◆ Short problem: Go through the material below and copy all lines with "styles".

>>>>

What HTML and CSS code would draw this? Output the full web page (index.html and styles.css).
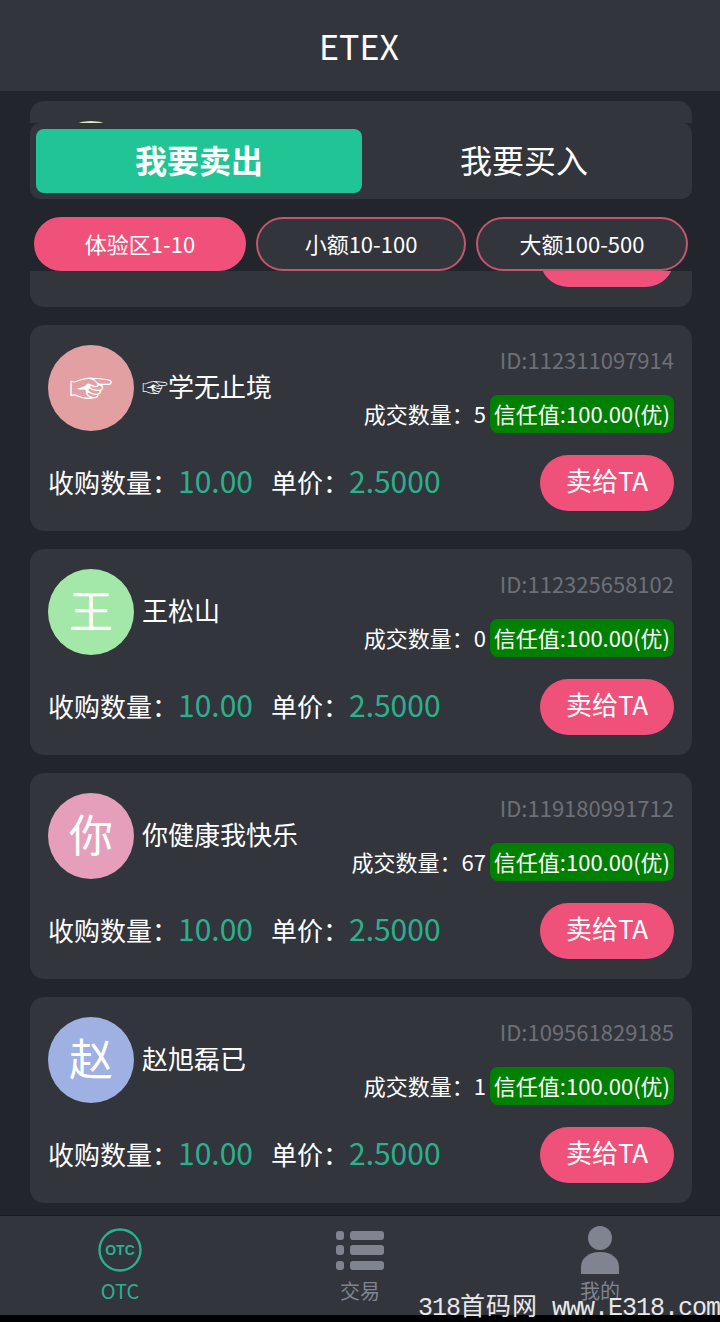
FILE: index.html
```html
<!DOCTYPE html>
<html lang="zh-CN">
<head>
    <meta charset="UTF-8">
    <meta name="viewport" content="width=device-width, initial-scale=1.0">
    <title>ETEX</title>
    <link rel="stylesheet" href="styles.css">
</head>
<body>
    <header class="top-bar">ETEX</header>

    <main class="content">
        <div class="sticky-panel">
            <div class="tabs">
                <div class="tab tab-active">我要卖出</div>
                <div class="tab">我要买入</div>
            </div>
            <div class="filters">
                <div class="pill pill-active">体验区1-10</div>
                <div class="pill">小额10-100</div>
                <div class="pill">大额100-500</div>
            </div>
        </div>

        <div class="list">
            <!-- This card has scrolled under the panel, only its edges show -->
            <div class="card">
                <div class="card-top">
                    <div class="avatar avatar-pale"></div>
                </div>
                <div class="card-bottom">
                    <div class="sell-btn"></div>
                </div>
            </div>

            <div class="card">
                <div class="card-top">
                    <div class="avatar avatar-rose">☞</div>
                    <div class="name">☞学无止境</div>
                    <div class="info">
                        <div class="user-id">ID:112311097914</div>
                        <div class="stats"><span>成交数量：5</span><span class="trust">信任值:100.00(优)</span></div>
                    </div>
                </div>
                <div class="card-bottom">
                    <div class="label">收购数量：<span class="value">10.00</span></div>
                    <div class="label price">单价：<span class="value">2.5000</span></div>
                    <div class="sell-btn">卖给TA</div>
                </div>
            </div>

            <div class="card">
                <div class="card-top">
                    <div class="avatar avatar-green">王</div>
                    <div class="name">王松山</div>
                    <div class="info">
                        <div class="user-id">ID:112325658102</div>
                        <div class="stats"><span>成交数量：0</span><span class="trust">信任值:100.00(优)</span></div>
                    </div>
                </div>
                <div class="card-bottom">
                    <div class="label">收购数量：<span class="value">10.00</span></div>
                    <div class="label price">单价：<span class="value">2.5000</span></div>
                    <div class="sell-btn">卖给TA</div>
                </div>
            </div>

            <div class="card">
                <div class="card-top">
                    <div class="avatar avatar-pink">你</div>
                    <div class="name">你健康我快乐</div>
                    <div class="info">
                        <div class="user-id">ID:119180991712</div>
                        <div class="stats"><span>成交数量：67</span><span class="trust">信任值:100.00(优)</span></div>
                    </div>
                </div>
                <div class="card-bottom">
                    <div class="label">收购数量：<span class="value">10.00</span></div>
                    <div class="label price">单价：<span class="value">2.5000</span></div>
                    <div class="sell-btn">卖给TA</div>
                </div>
            </div>

            <div class="card">
                <div class="card-top">
                    <div class="avatar avatar-blue">赵</div>
                    <div class="name">赵旭磊已</div>
                    <div class="info">
                        <div class="user-id">ID:109561829185</div>
                        <div class="stats"><span>成交数量：1</span><span class="trust">信任值:100.00(优)</span></div>
                    </div>
                </div>
                <div class="card-bottom">
                    <div class="label">收购数量：<span class="value">10.00</span></div>
                    <div class="label price">单价：<span class="value">2.5000</span></div>
                    <div class="sell-btn">卖给TA</div>
                </div>
            </div>
        </div>
    </main>

    <nav class="bottom-nav">
        <div class="nav-item nav-item-active">
            <div class="nav-slot">
                <svg width="44" height="44" viewBox="0 0 44 44">
                    <circle cx="22" cy="22" r="20.5" fill="none" stroke="#2bb08f" stroke-width="2.4"/>
                    <text x="22" y="27" text-anchor="middle" class="otc-mark">OTC</text>
                </svg>
            </div>
            <span>OTC</span>
        </div>
        <div class="nav-item">
            <div class="nav-slot">
                <svg width="50" height="44" viewBox="0 0 50 44">
                    <rect x="1" y="3" width="8" height="9" rx="3" fill="#7f8490"/>
                    <rect x="15" y="3" width="34" height="9" rx="3" fill="#7f8490"/>
                    <rect x="1" y="17" width="8" height="10" rx="3" fill="#7f8490"/>
                    <rect x="15" y="17" width="34" height="10" rx="3" fill="#7f8490"/>
                    <rect x="1" y="33" width="8" height="9" rx="3" fill="#7f8490"/>
                    <rect x="15" y="33" width="34" height="9" rx="3" fill="#7f8490"/>
                </svg>
            </div>
            <span>交易</span>
        </div>
        <div class="nav-item">
            <div class="nav-slot">
                <svg width="40" height="48" viewBox="0 0 40 48">
                    <ellipse cx="20" cy="12" rx="12" ry="12" fill="#7f8490"/>
                    <path d="M1 48V41C1 32 9 26 20 26S39 32 39 41V48Z" fill="#7f8490"/>
                </svg>
            </div>
            <span>我的</span>
        </div>
    </nav>
    <div class="black-strip"></div>

    <div class="watermark">318<span class="watermark-cjk">首码网</span> www.E318.com</div>
</body>
</html>
```

FILE: styles.css
```css
* {
    box-sizing: border-box;
}

html, body {
    margin: 0;
    height: 1322px;
    overflow: hidden;
}

body {
    position: relative;
    display: flex;
    flex-direction: column;
    width: 720px;
    background-color: #22252c;
    color: #fff;
    font-family: "Noto Sans CJK SC", "Noto Sans", sans-serif;
}

.top-bar {
    flex: 0 0 91px;
    display: flex;
    align-items: center;
    justify-content: center;
    padding-right: 2px;
    background-color: #32353c;
    font-size: 34px;
}

.content {
    position: relative;
    flex: 1;
    overflow: hidden;
}

.sticky-panel {
    position: absolute;
    top: 32px;
    left: 0;
    right: 0;
    height: 148px;
    background-color: #22252c;
    z-index: 2;
}

.tabs {
    display: flex;
    height: 76px;
    margin: 0 28px 0 30px;
    padding: 6px;
    background-color: #32353c;
    border-radius: 10px;
}

.tab {
    flex: 1;
    display: flex;
    align-items: center;
    justify-content: center;
    padding-bottom: 4px;
    border-radius: 8px;
    font-size: 32px;
}

.tab-active {
    flex: 0 0 326px;
    background-color: #21c495;
    font-weight: 700;
}

.filters {
    display: grid;
    grid-template-columns: 212px 210px 212px;
    gap: 10px;
    height: 54px;
    margin-top: 18px;
    padding-left: 34px;
}

.pill {
    display: flex;
    align-items: center;
    justify-content: center;
    padding-bottom: 2px;
    background-color: #32353c;
    border: 2px solid #c2566f;
    border-radius: 27px;
    font-size: 22px;
}

.pill-active {
    background-color: #f0517a;
    border-color: #f0517a;
}

.list {
    display: flex;
    flex-direction: column;
    gap: 18px;
    padding: 10px 28px 0 30px;
}

.card {
    height: 206px;
    padding: 20px 18px;
    background-color: #32353c;
    border-radius: 14px;
}

.card-top {
    display: flex;
    align-items: flex-start;
    height: 88px;
    margin-bottom: 22px;
}

.avatar {
    flex: 0 0 86px;
    display: flex;
    align-items: center;
    justify-content: center;
    width: 86px;
    height: 86px;
    padding-bottom: 6px;
    border-radius: 50%;
    font-size: 44px;
}

.avatar-pale {
    background-color: #e2ebb8;
}

.avatar-rose {
    background-color: #e3a0a3;
}

.avatar-green {
    background-color: #a3e8a9;
}

.avatar-pink {
    background-color: #e59fbb;
}

.avatar-blue {
    background-color: #9fb0e3;
}

.name {
    margin-left: 8px;
    font-size: 26px;
    line-height: 82px;
    white-space: nowrap;
}

.info {
    margin-left: auto;
    display: flex;
    flex-direction: column;
    align-items: flex-end;
}

.user-id {
    height: 32px;
    margin-bottom: 18px;
    color: #6d7079;
    font-size: 22px;
    line-height: 28px;
}

.stats {
    display: flex;
    align-items: flex-start;
    gap: 4px;
    height: 38px;
    line-height: 36px;
    font-size: 22px;
}

.trust {
    padding: 0 4px;
    height: 38px;
    background-color: #008000;
    border-radius: 8px;
}

.card-bottom {
    display: flex;
    align-items: center;
    height: 56px;
}

.label {
    padding-bottom: 7px;
    font-size: 26px;
    white-space: nowrap;
}

.price {
    margin-left: 18px;
}

.value {
    color: #2bb08f;
    font-size: 30px;
}

.sell-btn {
    margin-left: auto;
    display: flex;
    align-items: center;
    justify-content: center;
    width: 134px;
    height: 56px;
    padding-bottom: 7px;
    background-color: #f0517a;
    border-radius: 28px;
    font-size: 26px;
}

.bottom-nav {
    flex: 0 0 100px;
    display: grid;
    grid-template-columns: repeat(3, 240px);
    background-color: #32353c;
    border-top: 1px solid #191b20;
}

.nav-item {
    display: flex;
    flex-direction: column;
    align-items: center;
    padding-top: 10px;
    color: #7f8490;
    font-size: 20px;
    line-height: 28px;
}

.nav-slot {
    display: flex;
    align-items: center;
    justify-content: center;
    height: 48px;
    margin-bottom: 3px;
}

.nav-item-active {
    color: #2bb08f;
}

.otc-mark {
    fill: #2bb08f;
    font-family: "Liberation Sans", sans-serif;
    font-size: 14px;
    font-weight: 700;
}

.black-strip {
    flex: 0 0 7px;
    background-color: #000;
}

.watermark {
    position: absolute;
    right: 0;
    bottom: -1px;
    color: #e8e8e8;
    font-family: "Liberation Mono", "Noto Sans CJK SC", monospace;
    font-size: 25px;
    line-height: 28px;
    letter-spacing: -1px;
    white-space: nowrap;
    z-index: 3;
}

.watermark-cjk {
    letter-spacing: 1px;
}
```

<<<<

◆ Answer in full:
What HTML and CSS code would draw this? Output the full web page (index.html and styles.css).
    <link rel="stylesheet" href="styles.css">
FILE: styles.css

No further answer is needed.